With this change, prices for meals are as follows:

Elementary: lunch- $3.25/breakfast- $2.25

Middle: lunch-$3.50/breakfast- $2.25

High School: lunch- $3.75/breakfast- $2.50

Reduced: lunch-$.40/breakfast-$.30

James Bondi, food services director for Wallingford Public Schools, said that he and his team are in the midst of sharing relevant information with families regarding the switch to paid meals. Starting Dec. 1, food prices for breakfast and lunch at Wallingford schools are as follows:

Elementary: lunch- $3.25/breakfast- $2

Middle: lunch – $3.35

High School: lunch- $3.45/breakfast- $2.15

Reduced: lunch- $.40/breakfast- $.30

At the middle school level, breakfast is not currently offered, but once it is, it will be $2.10

“Middle school breakfast is currently not offered but will be coming soon,” Bondi said.

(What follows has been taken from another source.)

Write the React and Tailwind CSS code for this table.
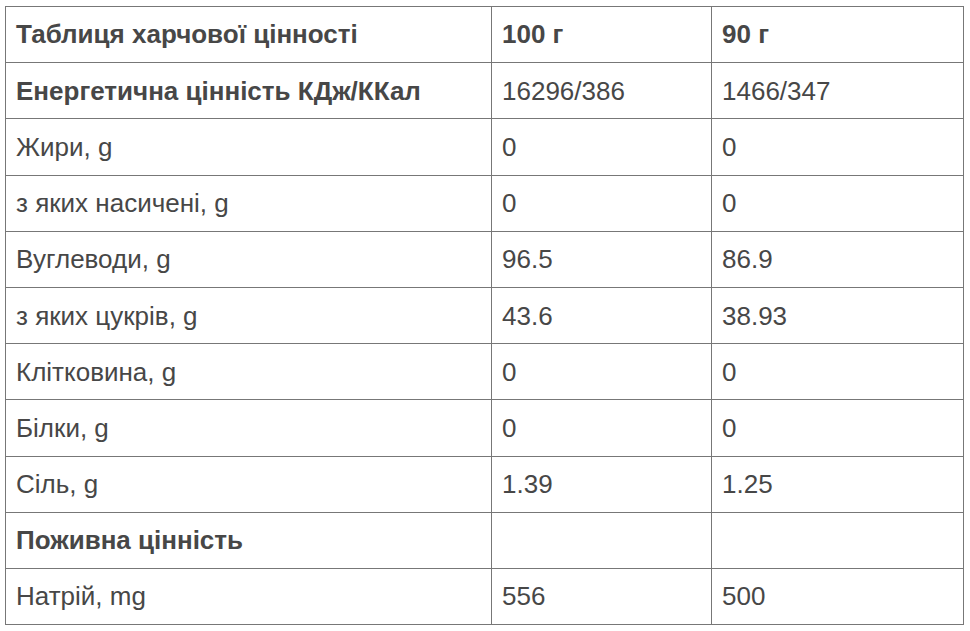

Bondi urged parents to submit applications for free and reduced price meals. Applications are offered in both English and Spanish and can be found at the Wallingford Public Schools website.

Physical applications can be obtained at the Board of Education office, 100 South Turnpike Road in Wallingford, and can be returned to the student’s school office or mailed to 100 South Turnpike Road.

In Cheshire, Solan said the district will be able to offer free meals through the end of December.

“We are constantly reviewing the funds and information to see if we have any possibilities to extend further,” Solan said.

Solan said the district will give families at least 30 days’ notice before the funding runs out.

“We understand the benefit this has been to some families and the hardship it could put on families after the holidays and during the winter season,” Solan said.